Related Article: AI in Marketing 2025: Smart Automation and Brave Brand Building
Marketing Team Models Compared
A snapshot of pods, guilds and modular frameworks for adaptable CMOs.
Model | Focus | Strengths |
---|---|---|
Pods | Cross-functional execution teams | Faster decisions, agility, outcome ownership |
Guilds | Communities of practice | Shared standards, skill development, knowledge transfer |
Modular Campaigns | Reusable content building blocks | Scalable, faster activation, reduced bottlenecks |
The Future of Human-AI Marketing Collaboration
Ultimately, the most effective marketing teams in 2025 are deploying AI for speed, scale and precision while reserving human expertise for situations that require discernment (e.g., strategy, culture, and trust). Applying these tools judiciously, your teams are set up to succeed with protecting the brand, maintaining appropriate ethics, and capturing the benefits of automation in production, analytics, and research.

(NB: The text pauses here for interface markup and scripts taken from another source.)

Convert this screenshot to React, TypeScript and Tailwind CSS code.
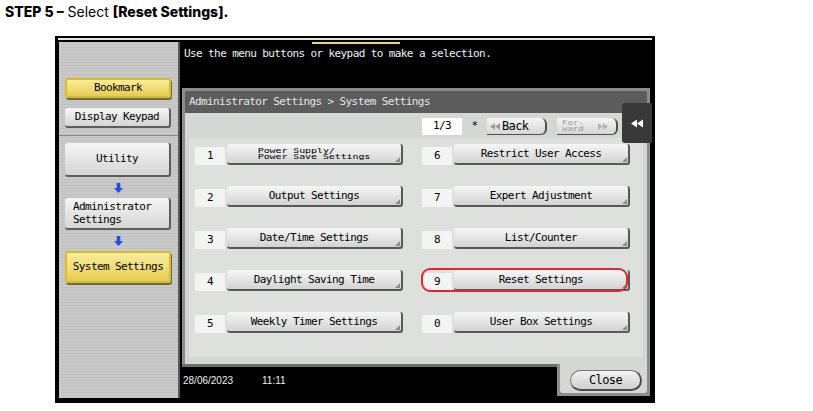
import React from "react";

const mono = "font-['DejaVu_Sans_Mono',monospace] text-[11px] tracking-[-0.6px]";

function DownArrow() {
  return (
    <svg width="9" height="10" viewBox="0 0 10 11">
      <path d="M3 0h4v5.5h3l-5 5.5l-5-5.5h3z" fill="#1d4fe3" />
    </svg>
  );
}

function DoubleLeft({ color, w = 11, h = 8 }: { color: string; w?: number; h?: number }) {
  return (
    <svg width={w} height={h} viewBox="0 0 12 8">
      <path d="M6 0v8L0 4z M12 0v8L6 4z" fill={color} />
    </svg>
  );
}

function DoubleRight({ color }: { color: string }) {
  return (
    <svg width="10" height="7" viewBox="0 0 12 8">
      <path d="M0 0v8l6-4z M6 0v8l6-4z" fill={color} />
    </svg>
  );
}

function Corner() {
  return (
    <div className="absolute right-[1px] bottom-[1px] w-[5px] h-[5px] bg-[#8d8d8d] [clip-path:polygon(100%_0,100%_100%,0_100%)]" />
  );
}

function MenuBtn({ label, two }: { label: string; two?: [string, string] }) {
  return (
    <div className="relative w-[176px] h-[21px] rounded-[3px] bg-gradient-to-b from-[#f7f7f7] to-[#d3d3d3] border-r-2 border-b-2 border-[#585858] flex items-center justify-center text-black">
      {two ? (
        <div className="font-['DejaVu_Sans_Mono',monospace] text-[10px] leading-[10px] tracking-[-0.1px] flex flex-col items-start scale-y-[0.68]">
          <span>{two[0]}</span>
          <span>{two[1]}</span>
        </div>
      ) : (
        <span className={`${mono} leading-[14px]`}>{label}</span>
      )}
      <Corner />
    </div>
  );
}

function Row({ n, label, two, highlight }: { n: string; label: string; two?: [string, string]; highlight?: boolean }) {
  return (
    <div className="relative flex items-end gap-[2px]">
      <div className={`w-[30px] h-[18px] bg-[#f4f4f4] flex items-center justify-center text-black ${mono}`}>{n}</div>
      <MenuBtn label={label} two={two} />
      {highlight && (
        <div className="absolute left-[-1px] top-[-2px] w-[207px] h-[24px] rounded-[9px] border-2 border-[#e3262e]" />
      )}
    </div>
  );
}

function SideBtn({ children, yellow, h, left }: { children: React.ReactNode; yellow?: boolean; h: number; left?: boolean }) {
  return (
    <div
      className={`ml-[6px] w-[106px] rounded-[3px] flex items-center ${left ? "justify-start pl-[8px]" : "justify-center"} text-black ${mono} leading-[12px] ${
        yellow
          ? "bg-gradient-to-b from-[#f8ed9c] to-[#e6cd4e] border-2 border-[#d9bb2c] shadow-[1px_2px_0_#6d6a4a]"
          : "bg-gradient-to-b from-[#f6f6f6] to-[#d5d5d5] border-r-2 border-b-2 border-[#5d5d5d]"
      }`}
      style={{ height: h }}
    >
      {children}
    </div>
  );
}

export default function App() {
  return (
    <div className="w-[813px] h-[411px] bg-white overflow-hidden">
      <div className="pl-[5px] pt-[3px] h-[21px] text-[14px] leading-[18px] text-black font-['Inter',sans-serif]">
        <span className="font-extrabold">STEP 5 –</span> <span>Select</span>{" "}
        <span className="font-extrabold">[Reset Settings].</span>
      </div>

      <div className="mt-[15px] ml-[55px] w-[600px] h-[367px] bg-black flex flex-col pt-[2px]">
        <div className="h-[2px] mx-[3px] bg-[#e4e4e4]" />
        <div className="h-[2px]" />
        <div className="flex h-[356px] pl-[4px]">
          {/* Left panel */}
          <div className="w-[119px] h-full flex flex-col bg-[repeating-linear-gradient(to_bottom,#c9c9c9_0px,#c9c9c9_2px,#c0c0c0_2px,#c0c0c0_3px)]">
            <div className="h-[36px]" />
            <SideBtn yellow h={20}>Bookmark</SideBtn>
            <div className="h-[10px]" />
            <SideBtn h={20}>Display Keypad</SideBtn>
            <div className="h-[7px]" />
            <div className="h-px bg-[#8a8a8a]" />
            <div className="h-[7px]" />
            <SideBtn h={34}>Utility</SideBtn>
            <div className="h-[21px] ml-[6px] w-[106px] flex items-center justify-center">
              <DownArrow />
            </div>
            <SideBtn h={32} left>
              <div className="flex flex-col leading-[13px]">
                <span>Administrator</span>
                <span>Settings</span>
              </div>
            </SideBtn>
            <div className="h-[21px] ml-[6px] w-[106px] flex items-center justify-center">
              <DownArrow />
            </div>
            <SideBtn yellow h={32}>System Settings</SideBtn>
          </div>
          <div className="w-[2px] h-full bg-[#5a5a5a]" />

          {/* Main area */}
          <div className="relative w-[472px] h-full flex flex-col">
            <div className="h-[2px] flex">
              <div className="ml-[132px] w-[88px] h-[2px] bg-[#e9d978]" />
            </div>
            <div className={`pl-[4px] pt-[3px] h-[44px] text-[#f2f2f2] ${mono} leading-[14px]`}>
              Use the menu buttons or keypad to make a selection.
            </div>

            <div className="mx-[2px] flex flex-col">
              <div className="bg-[#8d8d8d] px-[3px] pt-[3px] flex flex-col">
                <div className="h-[22px] bg-[#5c5c5c] rounded-t-[2px] pl-[4px] flex items-center">
                  <span className={`${mono} text-[#e6e6e6]`}>Administrator Settings &gt; System Settings</span>
                </div>
                <div className="h-[251px] bg-[#d4d8d4] flex flex-col">
                  <div className="pt-[5px] h-[22px] flex justify-end pr-[29px]">
                    <div className={`w-[40px] h-[17px] bg-white flex items-center justify-center text-black ${mono}`}>1/3</div>
                    <div className={`w-[25px] h-[17px] flex items-center justify-center text-black ${mono}`}>*</div>
                    <div className="w-[60px] h-[17px] rounded-r-[6px] bg-gradient-to-b from-[#f4f4f4] to-[#d6d6d6] border-r-2 border-b border-[#4f4f4f] flex items-center pl-[3px] gap-[2px]">
                      <DoubleLeft color="#9a9a9a" w={10} h={7} />
                      <span className={`${mono} text-black text-[12px]`}>Back</span>
                    </div>
                    <div className="w-[10px]" />
                    <div className="w-[61px] h-[17px] rounded-r-[6px] bg-gradient-to-b from-[#f4f4f4] to-[#d6d6d6] border-r-2 border-b border-[#4f4f4f] flex items-center pl-[5px] justify-between pr-[8px]">
                      <div className="font-['DejaVu_Sans_Mono',monospace] text-[9px] leading-[9px] text-[#9a9a9a] flex flex-col scale-y-[0.72]">
                        <span>For-</span>
                        <span>ward</span>
                      </div>
                      <DoubleRight color="#b0b0b0" />
                    </div>
                  </div>

                  <div className="mt-[3px] mx-[4px] h-[219px] rounded-[3px] bg-[#dde0dc] pl-[6px] pt-[6px] flex gap-[19px]">
                    <div className="flex flex-col gap-[21px]">
                      <Row n="1" label="" two={["Power Supply/", "Power Save Settings"]} />
                      <Row n="2" label="Output Settings" />
                      <Row n="3" label="Date/Time Settings" />
                      <Row n="4" label="Daylight Saving Time" />
                      <Row n="5" label="Weekly Timer Settings" />
                    </div>
                    <div className="flex flex-col gap-[21px]">
                      <Row n="6" label="Restrict User Access" />
                      <Row n="7" label="Expert Adjustment" />
                      <Row n="8" label="List/Counter" />
                      <Row n="9" label="Reset Settings" highlight />
                      <Row n="0" label="User Box Settings" />
                    </div>
                  </div>
                </div>
              </div>

              <div className="flex">
                <div className="flex-1 flex flex-col">
                  <div className="h-[3px] bg-[#6e6e6e]" />
                  <div className="pt-[7px] pl-[1px] flex text-[10px] leading-[14px] text-[#efefef] font-['Liberation_Sans',sans-serif]">
                    <span className="w-[79px]">28/06/2023</span>
                    <span>11:11</span>
                  </div>
                </div>
                <div className="w-[93px] h-[32px] bg-[#8d8d8d] px-[3px] pb-[3px]">
                  <div className="h-full bg-[#d4d8d4] rounded-b-[3px] pt-[6px] pl-[10px]">
                    <div className="w-[72px] h-[21px] rounded-full bg-gradient-to-b from-[#f2f2f2] to-[#cfcfcf] border border-[#777] border-r-2 border-b-2 border-r-[#4c4c4c] border-b-[#4c4c4c] flex items-center justify-center">
                      <span className={`${mono} text-black text-[12px]`}>Close</span>
                    </div>
                  </div>
                </div>
              </div>
            </div>

            {/* side tab */}
            <div className="absolute left-[442px] top-[61px] w-[30px] h-[40px] bg-[#393939] rounded-l-[3px] flex items-center justify-center">
              <DoubleLeft color="#ffffff" w={12} h={9} />
            </div>
          </div>
        </div>
      </div>
    </div>
  );
}
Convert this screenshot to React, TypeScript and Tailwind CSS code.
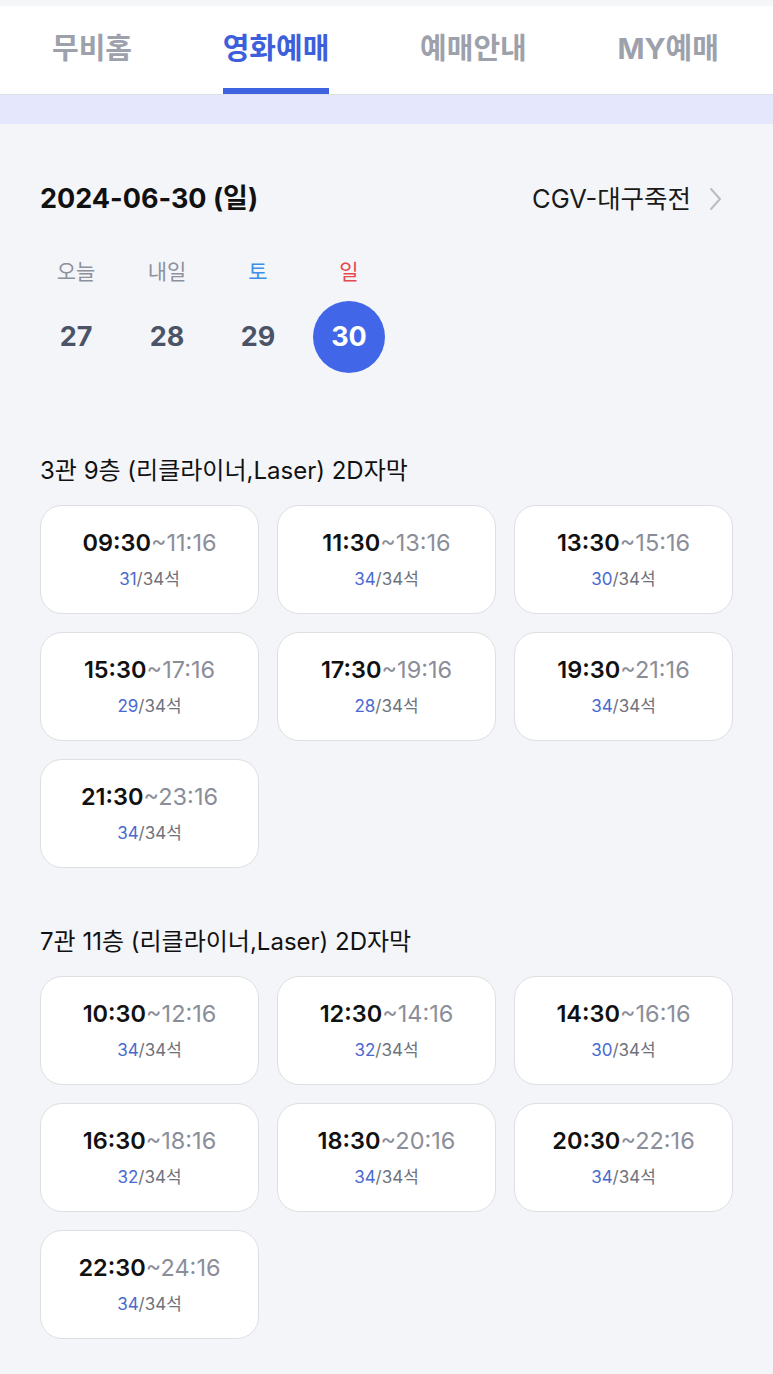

FAQ: Evolving Marketing Team Structure
Editor's note: Marketing team structures are no longer static. CMOs must adapt with flexible models and AI-human collaboration to thrive.
AI accelerates research, automates production and optimizes campaigns. However, human oversight is critical for strategy, ethics and brand trust.
Pods are small cross-functional teams built to execute campaigns, while guilds are communities of practice focused on shared learning and standardization across teams.
CMOs face new pressures around AI, customer expectations and regulations. Modern team structures enable faster adaptation, collaboration and measurable business impact.